Francisco has a harder time interjecting an answer during a lengthy question — some might call it a speech — by Justice Sonia Sotomayor.

“I’ve always had some difficulty in understanding what’s wrong with an agency saying, we’re going to prioritize our removals, and for those people, like the DACA people who haven’t committed crimes, who are lawfully employed, who are paying taxes, who pose no threat to our security, and there’s a whole list of prerequisites, we’re not going to exercise our limited resources to try to get rid of those people,” she says. “I know you’re going to argue contrary to what I just said.”

Francisco is chomping at the bit to do so. “So I guess I have three responses, your Honor.”

But Sotomayor is not finished. “All right,” she says. “But let me just finish my question.”

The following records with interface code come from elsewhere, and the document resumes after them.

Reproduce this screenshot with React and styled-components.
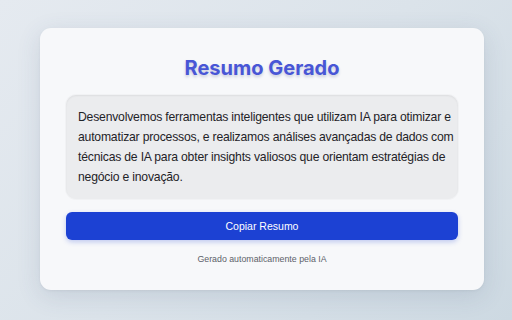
import styled, { createGlobalStyle } from "styled-components";

const GlobalStyle = createGlobalStyle`
  html, body {
    margin: 0;
    padding: 0;
  }
  body {
    font-family: "Liberation Sans", Arial, sans-serif;
  }
`

const Page = styled.div`
  box-sizing: border-box;
  width: 512px;
  height: 320px;
  padding: 28px 28px 30px 40px;
  display: flex;
  align-items: stretch;
  background: linear-gradient(135deg, #e5eaf0 0%, #dbe3ea 50%, #cdd9e2 100%);
`

const Card = styled.div`
  box-sizing: border-box;
  flex: 1;
  display: flex;
  flex-direction: column;
  padding: 26px 26px 0;
  background: #f7f8fa;
  border-radius: 11px;
  box-shadow: 0 6px 24px rgba(60, 80, 110, 0.14), 0 1px 3px rgba(0, 0, 0, 0.05);
`

const Title = styled.h1`
  margin: 0 0 13px;
  text-align: center;
  font-family: Inter, "Liberation Sans", sans-serif;
  font-size: 20px;
  line-height: 28px;
  font-weight: 700;
  color: #4856d6;
  text-shadow: 0 2px 3px rgba(40, 50, 120, 0.22);
`

const Summary = styled.div`
  box-sizing: border-box;
  padding: 12px 2px 12px 12px;
  background: #ebecee;
  border-radius: 10px;
  box-shadow: inset 0 1px 2px rgba(0, 0, 0, 0.06), 0 0 0 1px rgba(0, 0, 0, 0.025);
  font-size: 12.2px;
  line-height: 20px;
  letter-spacing: -0.2px;
  color: #1f2328;
`

const CopyButton = styled.button`
  margin-top: 13px;
  height: 28px;
  border: none;
  border-radius: 6px;
  background: #1c41d3;
  color: #ffffff;
  font-family: "Liberation Sans", Arial, sans-serif;
  font-size: 10.5px;
  font-weight: 500;
  box-shadow: 0 2px 5px rgba(28, 65, 211, 0.25);
  cursor: pointer;
`

const Footer = styled.p`
  margin: 12px 0 0;
  text-align: center;
  font-size: 8.8px;
  line-height: 14px;
  color: #5c6169;
`

export default function App() {
  return (
    <>
      <GlobalStyle />
      <Page>
        <Card>
          <Title>Resumo Gerado</Title>
          <Summary>
            Desenvolvemos ferramentas inteligentes que utilizam IA para otimizar e
            automatizar processos, e realizamos análises avançadas de dados com
            técnicas de IA para obter insights valiosos que orientam estratégias de
            negócio e inovação.
          </Summary>
          <CopyButton>Copiar Resumo</CopyButton>
          <Footer>Gerado automaticamente pela IA</Footer>
        </Card>
      </Page>
    </>
  );
}
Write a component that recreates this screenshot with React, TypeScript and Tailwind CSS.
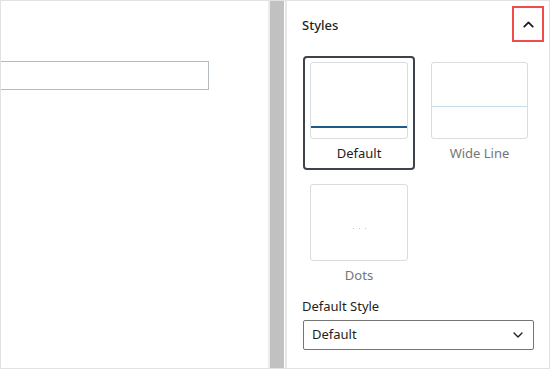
import { ChevronUp, ChevronDown } from "lucide-react";

function StyleOption({ label, selected, children }: { label: string; selected?: boolean; children?: React.ReactNode }) {
  return (
    <div
      className={
        "flex flex-col items-center rounded-[4px] border-2 px-[5px] pt-[4px] h-[114px] " +
        (selected ? "border-[#3c434a]" : "border-transparent")
      }
    >
      <div className="relative w-full h-[77px] rounded-[3px] border border-[#dcdcde] bg-white">{children}</div>
      <div className={"mt-[5px] text-[13px] leading-[18px] " + (selected ? "text-[#1e1e1e]" : "text-[#757575]")}>
        {label}
      </div>
    </div>
  );
}

export default function App() {
  return (
    <div className="w-[550px] h-[369px] flex bg-white overflow-hidden border border-[#e2e2e2] font-['Noto_Sans',sans-serif] text-[#1e1e1e]">
      {/* editor area */}
      <div className="w-[269px] pt-[60px] border-r-2 border-[#ececec]">
        <div className="w-[210px] h-[29px] border border-[#b4bcc0] -ml-[2px]" />
      </div>

      {/* scrollbar */}
      <div className="w-[14px] bg-[#c1c1c1]" />
      <div className="w-[1px] bg-white" />
      <div className="w-[2px] bg-[#e6e6e6]" />

      {/* sidebar */}
      <div className="flex-1 pl-[15px] pr-[13px]">
        <div className="flex items-center justify-between h-[47px] pt-[2px]">
          <span className="text-[13px] font-medium">Styles</span>
          <div className="w-[32px] h-[36px] border-2 border-[#f24b4b] flex items-center justify-center mr-[-8px] -mt-[3px]">
            <ChevronUp size={17} strokeWidth={2.5} className="text-[#1e1e1e]" />
          </div>
        </div>

        <div className="grid grid-cols-[112px_111px] gap-x-[9px] gap-y-[8px] mt-[8px] ml-[1px]">
          <StyleOption label="Default" selected>
            <div className="absolute left-0 right-0 top-[63px] h-[2px] bg-[#1d5d85]" />
          </StyleOption>
          <StyleOption label="Wide Line">
            <div className="absolute left-0 right-0 top-[43px] h-[1px] bg-[#c6dbe8]" />
          </StyleOption>
          <StyleOption label="Dots">
            <div className="absolute left-0 right-0 top-[43px] flex justify-center gap-[5px]">
              <span className="w-[1px] h-[1px] bg-[#b8c4cc]" />
              <span className="w-[1px] h-[1px] bg-[#b8c4cc]" />
              <span className="w-[1px] h-[1px] bg-[#b8c4cc]" />
            </div>
          </StyleOption>
        </div>

        <div className="mt-[5px] text-[13px] leading-[18px] text-[#1e1e1e]">Default Style</div>
        <div className="mt-[5px] w-[231px] h-[30px] ml-[1px] rounded-[2px] border border-[#757575] flex items-center justify-between pl-[8px] pr-[7px]">
          <span className="text-[13px]">Default</span>
          <ChevronDown size={16} strokeWidth={2} className="text-[#1e1e1e]" />
        </div>
      </div>
    </div>
  );
}
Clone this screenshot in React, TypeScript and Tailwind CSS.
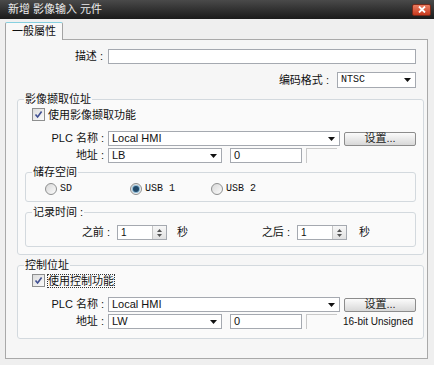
import React from "react";

const font = "font-['Liberation_Sans','Noto_Sans_CJK_SC',sans-serif]";
const mono = "font-['Liberation_Mono','Noto_Sans_CJK_SC',monospace]";

function Arrow() {
  return (
    <svg width="7" height="4" viewBox="0 0 7 4" className="shrink-0">
      <path d="M0 0h7L3.5 4z" fill="#111" />
    </svg>
  );
}

function Select({ value, className = "", monoText }: { value: string; className?: string; monoText?: boolean }) {
  return (
    <div className={`h-[15px] bg-white border border-[#a5a9b0] flex items-center pl-[3px] pr-[4px] ${className}`}>
      <span className={`flex-1 leading-none ${monoText ? mono + " text-[10px]" : ""}`}>{value}</span>
      <Arrow />
    </div>
  );
}

function TextBox({ value = "", className = "" }: { value?: string; className?: string }) {
  return (
    <div className={`h-[15px] bg-white border border-[#a5a9b0] flex items-center pl-[3px] leading-none ${className}`}>
      {value}
    </div>
  );
}

function Button() {
  return (
    <div className="w-[72px] h-[14px] rounded-[2px] border border-[#8c8c8c] bg-linear-to-b from-[#fbfbfb] to-[#d8d8d8] flex items-center justify-center leading-none text-[#222]">
      设置...
    </div>
  );
}

function Checkbox() {
  return (
    <div className="w-[13px] h-[13px] border border-[#8e8f8f] bg-linear-to-br from-[#dcdcdc] to-[#fbfbfb] flex items-center justify-center shrink-0">
      <svg width="9" height="9" viewBox="0 0 9 9">
        <path d="M1.5 4.5L3.6 7 7.6 1.5" fill="none" stroke="#3f4f92" strokeWidth="1.6" />
      </svg>
    </div>
  );
}

function Radio({ checked, label }: { checked?: boolean; label: string }) {
  return (
    <div className="flex items-center gap-[3px]">
      <div className="w-[12px] h-[12px] rounded-full border border-[#8e8f8f] bg-linear-to-br from-[#d8d8d8] to-[#fbfbfb] flex items-center justify-center">
        {checked && <div className="w-[6px] h-[6px] rounded-full bg-[#234a6a] ring-1 ring-[#8cbad6]" />}
      </div>
      <span className={`${mono} text-[10px] leading-none`}>{label}</span>
    </div>
  );
}

function Spinner() {
  return (
    <div className="w-[50px] h-[15px] bg-white border border-[#a5a9b0] flex">
      <span className="flex-1 pl-[3px] leading-[13px] text-[10px]">1</span>
      <div className="w-[14px] border-l border-[#c6c6c6] bg-linear-to-b from-[#f7f7f7] to-[#e2e2e2] flex flex-col items-center justify-center gap-[2px]">
        <svg width="5" height="3" viewBox="0 0 5 3">
          <path d="M0 3h5L2.5 0z" fill="#555" />
        </svg>
        <svg width="5" height="3" viewBox="0 0 5 3">
          <path d="M0 0h5L2.5 3z" fill="#555" />
        </svg>
      </div>
    </div>
  );
}

function Group({ title, className = "", children }: { title: string; className?: string; children: React.ReactNode }) {
  return (
    <fieldset className={`border border-[#d3d9de] rounded-[3px] bg-[#fafafa] ${className}`}>
      <legend className="ml-[6px] px-px leading-[13px]">{title}</legend>
      {children}
    </fieldset>
  );
}

function AddressBlock({ check, checkLabel, addr, focus, note }: { check?: boolean; checkLabel: string; addr: string; focus?: boolean; note?: string }) {
  return (
    <>
      <div className="mt-[2px] h-[13px] pl-[14px] flex items-center gap-[3px]">
        <Checkbox />
        <span className={`leading-[12px] ${focus ? "outline outline-1 outline-dotted outline-[#333]" : ""}`}>{checkLabel}</span>
      </div>
      <div className="mt-[10px] h-[15px] flex items-center">
        <span className="w-[90px] pr-[4px] text-right leading-none">PLC 名称 :</span>
        <Select value="Local HMI" className="w-[232px]" />
        <div className="ml-[4px]">
          <Button />
        </div>
      </div>
      <div className="mt-[2px] h-[15px] flex items-center">
        <span className="w-[90px] pr-[4px] text-right leading-none">地址 :</span>
        <Select value={addr} className="w-[114px]" />
        <TextBox value="0" className="ml-[8px] w-[72px]" />
        <div className="ml-[4px] w-[31px] h-[15px] border-l border-t border-[#c9c9c9]" />
        {note && <span className="ml-[6px] text-[10px] leading-none">{note}</span>}
      </div>
    </>
  );
}

export default function App() {
  return (
    <div className={`w-[434px] h-[365px] overflow-hidden bg-[#efefef] text-[11px] text-[#111] ${font} flex flex-col`}>
      {/* title bar */}
      <div className="h-[19px] shrink-0 bg-linear-to-b from-[#4a4a4a] to-[#1b1b1b] flex items-center justify-between pl-[8px] pr-[3px]">
        <span className="text-[#ececec] leading-none">新增 影像输入 元件</span>
        <div className="w-[19px] h-[12px] rounded-[2px] border border-[#7a2a1a] bg-linear-to-b from-[#ea7b5f] to-[#c8381c] flex items-center justify-center">
          <svg width="8" height="7" viewBox="0 0 8 7">
            <path d="M1 0.5l6 6M7 0.5l-6 6" stroke="#fff" strokeWidth="1.8" />
          </svg>
        </div>
      </div>

      {/* tab strip */}
      <div className="mt-[3px] ml-[5px] flex">
        <div className="h-[18px] w-[58px] -mb-px z-10 bg-[#f8f8f8] border border-[#a3a3a3] border-t-[#86d0e0] border-b-0 rounded-t-[2px] flex items-center pl-[6px] leading-none">
          一般屬性
        </div>
      </div>

      {/* panel */}
      <div className="ml-[5px] mr-[6px] h-[320px] border border-[#a9a9a9] bg-[#f6f6f6] flex flex-col">
        <div className="mt-[9px] h-[15px] flex items-center">
          <span className="w-[102px] pr-[5px] text-right leading-none">描述 :</span>
          <TextBox className="w-[308px]" />
        </div>
        <div className="mt-[8px] h-[16px] flex items-center justify-end pr-[11px]">
          <span className="leading-none mr-[8px]">编码格式 :</span>
          <Select value="NTSC" monoText className="w-[79px] h-[16px]" />
        </div>

        <Group title="影像撷取位址" className="mt-[5px] ml-[11px] mr-[3px] pb-[7px]">
          <AddressBlock checkLabel="使用影像撷取功能" addr="LB" />

          <Group title="储存空间" className="mt-[3px] mx-[7px] pb-[6px]">
            <div className="mt-[3px] h-[13px] pl-[19px] flex items-center">
              <div className="w-[85px]">
                <Radio label="SD" />
              </div>
              <div className="w-[81px]">
                <Radio label="USB 1" checked />
              </div>
              <Radio label="USB 2" />
            </div>
          </Group>

          <Group title="记录时间 :" className="mt-[4px] mx-[7px] pb-[6px]">
            <div className="mt-[6px] h-[15px] flex items-center">
              <span className="ml-[44px] w-[40px] text-right leading-none">之前 :</span>
              <div className="ml-[7px]">
                <Spinner />
              </div>
              <span className="ml-[10px] w-[11px] leading-none">秒</span>
              <span className="w-[102px] text-right leading-none">之后 :</span>
              <div className="ml-[7px]">
                <Spinner />
              </div>
              <span className="ml-[12px] leading-none">秒</span>
            </div>
          </Group>
        </Group>

        <Group title="控制位址" className="mt-[4px] ml-[11px] mr-[3px] pb-[9px]">
          <AddressBlock checkLabel="使用控制功能" addr="LW" focus note="16-bit Unsigned" />
        </Group>
      </div>
    </div>
  );
}
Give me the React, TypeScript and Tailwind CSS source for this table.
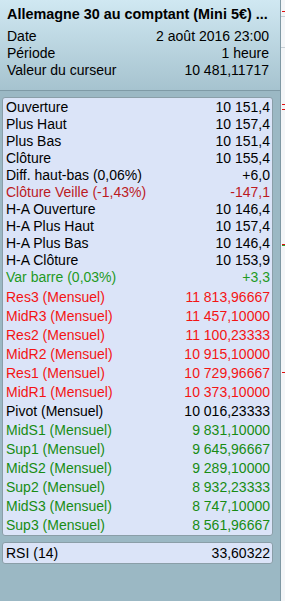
import React from "react";

type Row = { l: string; v: string; c?: string };

const first: Row[] = [
  { l: "Ouverture", v: "10 151,4" },
  { l: "Plus Haut", v: "10 157,4" },
  { l: "Plus Bas", v: "10 151,4" },
  { l: "Clôture", v: "10 155,4" },
  { l: "Diff. haut-bas (0,06%)", v: "+6,0" },
  { l: "Clôture Veille (-1,43%)", v: "-147,1", c: "text-[#bb1a1f]" },
  { l: "H-A Ouverture", v: "10 146,4" },
  { l: "H-A Plus Haut", v: "10 157,4" },
  { l: "H-A Plus Bas", v: "10 146,4" },
  { l: "H-A Clôture", v: "10 153,9" },
  { l: "Var barre (0,03%)", v: "+3,3", c: "text-[#1f9a1f]" },
];

const R = "text-[#f41414]";
const G = "text-[#188c14]";

const pivots: Row[] = [
  { l: "Res3 (Mensuel)", v: "11 813,96667", c: R },
  { l: "MidR3 (Mensuel)", v: "11 457,10000", c: R },
  { l: "Res2 (Mensuel)", v: "11 100,23333", c: R },
  { l: "MidR2 (Mensuel)", v: "10 915,10000", c: R },
  { l: "Res1 (Mensuel)", v: "10 729,96667", c: R },
  { l: "MidR1 (Mensuel)", v: "10 373,10000", c: R },
  { l: "Pivot (Mensuel)", v: "10 016,23333" },
  { l: "MidS1 (Mensuel)", v: "9 831,10000", c: G },
  { l: "Sup1 (Mensuel)", v: "9 645,96667", c: G },
  { l: "MidS2 (Mensuel)", v: "9 289,10000", c: G },
  { l: "Sup2 (Mensuel)", v: "8 932,23333", c: G },
  { l: "MidS3 (Mensuel)", v: "8 747,10000", c: G },
  { l: "Sup3 (Mensuel)", v: "8 561,96667", c: G },
];

function Line({ r, h }: { r: Row; h: string }) {
  return (
    <div className={`flex justify-between whitespace-nowrap ${h} ${r.c ?? "text-black"}`}>
      <span>{r.l}</span>
      <span>{r.v}</span>
    </div>
  );
}

export default function App() {
  return (
    <div className="flex w-[285px] h-[601px] overflow-hidden font-['Liberation_Sans',Arial,sans-serif] text-[14px]">
      <div className="w-[281px] shrink-0 flex flex-col bg-[#9bb8c4] border-r border-[#7e98a3]">
        <div className="h-[91px] shrink-0 border-b border-[#7f9aa6] bg-gradient-to-b from-[#d0e8f2] to-[#a6c3cf] px-[7px] pt-[5px] text-black">
          <div className="h-[18px] leading-[18px] font-bold text-[14.4px] whitespace-nowrap">
            Allemagne 30 au comptant (Mini 5€) ...
          </div>
          <div className="mt-[5px] pr-[4px]">
            <div className="flex justify-between leading-[17px]">
              <span>Date</span>
              <span>2 août 2016 23:00</span>
            </div>
            <div className="flex justify-between leading-[17px]">
              <span>Période</span>
              <span>1 heure</span>
            </div>
            <div className="flex justify-between leading-[17px]">
              <span>Valeur du curseur</span>
              <span>10 481,11717</span>
            </div>
          </div>
        </div>
        <div className="pl-[2px] pr-[7px] pt-[6px]">
          <div className="rounded-[3px] border border-[#8a9ea8] bg-[#dbe4f8] pl-[3px] pr-[2px] pt-[1px]">
            {first.map((r) => (
              <Line key={r.l} r={r} h="leading-[17px]" />
            ))}
            <div className="mt-[2px]">
              {pivots.map((r) => (
                <Line key={r.l} r={r} h="leading-[19px]" />
              ))}
            </div>
          </div>
          <div className="mt-[6px] rounded-[3px] border border-[#8a9ea8] bg-[#dbe4f8] pl-[3px] pr-[2px]">
            <Line r={{ l: "RSI (14)", v: "33,60322" }} h="leading-[20px]" />
          </div>
        </div>
      </div>
      <div className="relative flex-1 bg-[#f4f6f8]">
        <div className="absolute left-0 right-0 top-[16px] h-px bg-[#c9d0d5]" />
        <div className="absolute left-0 right-0 top-[47px] h-px bg-[#c9d0d5]" />
        <div className="absolute left-[1px] w-[3px] top-[11px] h-px bg-[#e01010]" />
        <div className="absolute left-[1px] w-[3px] top-[104px] h-px bg-[#e01010]" />
        <div className="absolute left-[1px] w-[3px] top-[109px] h-px bg-[#e01010]" />
        <div className="absolute left-[1px] w-[3px] top-[244px] h-px bg-[#e01010]" />
        <div className="absolute left-[1px] w-[3px] top-[245px] h-px bg-[#29a329]" />
        <div className="absolute left-[1px] w-[3px] top-[372px] h-px bg-[#e01010]" />
      </div>
    </div>
  );
}
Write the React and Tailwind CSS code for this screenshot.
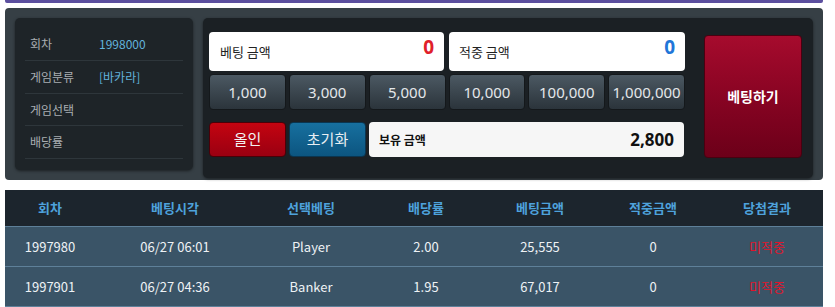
import React from "react";

const font = { fontFamily: '"Noto Sans", "Noto Sans CJK KR", sans-serif' };

const infoRows = [
  { label: "회차", value: "1998000" },
  { label: "게임분류", value: "[바카라]" },
  { label: "게임선택", value: "" },
  { label: "배당률", value: "" },
];

const chips = ["1,000", "3,000", "5,000", "10,000", "100,000", "1,000,000"];

const cols = [
  { title: "회차", w: "w-[90px]" },
  { title: "베팅시각", w: "w-[160px]" },
  { title: "선택베팅", w: "w-[112px]" },
  { title: "배당률", w: "w-[118px]" },
  { title: "베팅금액", w: "w-[110px]" },
  { title: "적중금액", w: "w-[116px]" },
  { title: "당첨결과", w: "w-[112px]" },
];

const rows = [
  ["1997980", "06/27 06:01", "Player", "2.00", "25,555", "0", "미적중"],
  ["1997901", "06/27 04:36", "Banker", "1.95", "67,017", "0", "미적중"],
];

export default function App() {
  return (
    <div
      className="w-[835px] h-[307px] bg-white overflow-hidden"
      style={{ fontFamily: '"Noto Sans CJK KR", "Noto Sans", sans-serif' }}
    >
      <div className="ml-[5px] w-[818px] h-[3px] bg-[#5c4f9f] rounded-b-[2px]" />
      <div className="ml-[5px] mt-[5px] w-[818px] h-[172px] bg-[#363f45] rounded-[4px] flex pt-[10px] pl-[10px] gap-[10px]">
        {/* left info */}
        <div className="w-[178px] h-[152px] bg-[#1e2428] rounded-[5px] px-[10px] pt-[10px] shadow-[0_1px_3px_rgba(0,0,0,0.5)]">
          {infoRows.map((r, i) => (
            <div
              key={i}
              className={`flex items-center border-b border-[#2e363b] ${
                i === 2 ? "h-[32px]" : "h-[33px]"
              } pl-[5px] text-[12px]`}
            >
              <span className="w-[69px] text-[#a9aeb2]">{r.label}</span>
              <span className="text-[#62b3dc]">{r.value}</span>
            </div>
          ))}
        </div>
        {/* right */}
        <div className="w-[610px] h-[160px] bg-[#1b2024] rounded-[5px] pl-[6px] pt-[14px] flex shadow-[0_1px_3px_rgba(0,0,0,0.5)]">
          <div className="w-[476px]">
            <div className="flex gap-[5px] h-[39px]">
              <div className="w-[235px] bg-white rounded-[4px] flex items-center justify-between pl-[11px] pr-[10px]">
                <span className="text-[13px] text-[#222]">베팅 금액</span>
                <span className="text-[19px] font-bold text-[#e0202a] -mt-[8px]" style={font}>0</span>
              </div>
              <div className="w-[236px] bg-white rounded-[4px] flex items-center justify-between pl-[10px] pr-[10px]">
                <span className="text-[13px] text-[#222]">적중 금액</span>
                <span className="text-[19px] font-bold text-[#2176d8] -mt-[8px]" style={font}>0</span>
              </div>
            </div>
            <div className="mt-[3px] grid grid-cols-6 gap-[3px] h-[36px]">
              {chips.map((c) => (
                <div
                  key={c}
                  className="rounded-[4px] border border-[#14181b] bg-gradient-to-b from-[#4c5963] to-[#2b343b] flex items-center justify-center text-[15px] text-[#e4e7ea]"
                  style={font}
                >
                  {c}
                </div>
              ))}
            </div>
            <div className="mt-[12px] h-[35px] flex gap-[3px]">
              <div className="w-[77px] rounded-[4px] border border-[#4a0008] bg-gradient-to-b from-[#c40410] to-[#9a0011] flex items-center justify-center text-[15px] text-[#f2f2f2]">
                올인
              </div>
              <div className="w-[77px] rounded-[4px] border border-[#0a3550] bg-gradient-to-b from-[#17709f] to-[#0c5580] flex items-center justify-center text-[15px] text-[#e8eef2]">
                초기화
              </div>
              <div className="w-[315px] bg-[#f6f6f6] rounded-[4px] flex items-center justify-between pl-[10px] pr-[10px]">
                <span className="text-[12px] font-bold text-[#111]">보유 금액</span>
                <span className="text-[17px] font-bold text-[#111]" style={font}>2,800</span>
              </div>
            </div>
          </div>
          <div className="ml-[19px] mt-[3px] w-[98px] h-[123px] rounded-[4px] bg-gradient-to-b from-[#a60b2d] to-[#6c0019] border border-[#4a0010] flex items-center justify-center text-[14px] font-bold text-white">
            베팅하기
          </div>
        </div>
      </div>
      {/* table */}
      <div className="ml-[5px] mt-[10px] w-[818px]">
        <div className="flex h-[36px] bg-[#1c252d]">
          {cols.map((c) => (
            <div
              key={c.title}
              className={`${c.w} flex items-center justify-center text-[13px] font-bold text-[#4ea2dc]`}
            >
              {c.title}
            </div>
          ))}
        </div>
        {rows.map((r, ri) => (
          <div key={ri} className="flex h-[40px] bg-[#3a5467] border-t border-[#5e8099]">
            {r.map((v, ci) => (
              <div
                key={ci}
                className={`${cols[ci].w} flex items-center justify-center text-[13px] ${
                  ci === 6 ? "text-[#e0142c]" : "text-[#eef2f5]"
                }`}
              >
                {v}
              </div>
            ))}
          </div>
        ))}
        <div className="h-[1px] bg-[#5e8099]" />
      </div>
    </div>
  );
}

She continues to talk about the Trump administration memos and reliance interests, concluding, “I think my colleagues have rightly pointed there’s a whole lot of reliance interests that weren’t looked at, including the … current president telling DACA-eligible people that they were safe under him and that he would find a way to keep them here. And so he hasn’t and, instead, he’s done this. And that, I think, has something to be considered before you rescind a policy.”

“Putting all of that aside, I’m going to get to my question,” Sotomayor adds, to laughter.

Chief Justice John Roberts interjects: “And maybe we’d have an opportunity to hear the three answers.” Sotomayor wraps up by asking where “is all of this really considered and weighed?”

Francisco says, “So, your Honor, four answers now. I think I’ve added one.”

He starts with a reference to Obama, and just as Sotomayor has declined to mention Trump by name, Francisco does the same with Trump’s predecessor.

“I think that the prior president didn’t, couldn’t, and hasn’t made any kind of promise that DACA would remain in effect in perpetuity because it would have been impossible to make that promise,” Francisco says. “In fact, every one of my friends on the other side, I think, has agreed that we could rescind DACA at any time if, at least in their view, we did provide a little bit more detailed of an explanation.”

“[A]ll that they seem to be saying is we have to write a few more words,” he says.

Arguing for the challengers, Olson and Mongan faced their own difficulties, including questions about whether the action is reviewable at all, a raft of thorny administrative law questions and suggestions from some justices that the Nielsen memorandum may have offered valid rationales for winding down DACA.

“What good would another five years of litigation over the adequacy of that explanation [in the Nielsen memorandum] serve?” asks Justice Neil Gorsuch.

Olson pivots toward a recent decision written by the member of the court who may hold the cards in this case, the chief justice.

“What they could have said is that we understand all of these people, working for all these people, we understand what people are going through, provide a reason[ed], rational explanation, to use the words of this court just a few months ago in the Census case, to explain those things, to explain why a policy is being changed and make a contemporaneous decision.”

After 80 minutes of argument, and more than a few words, the case is submitted.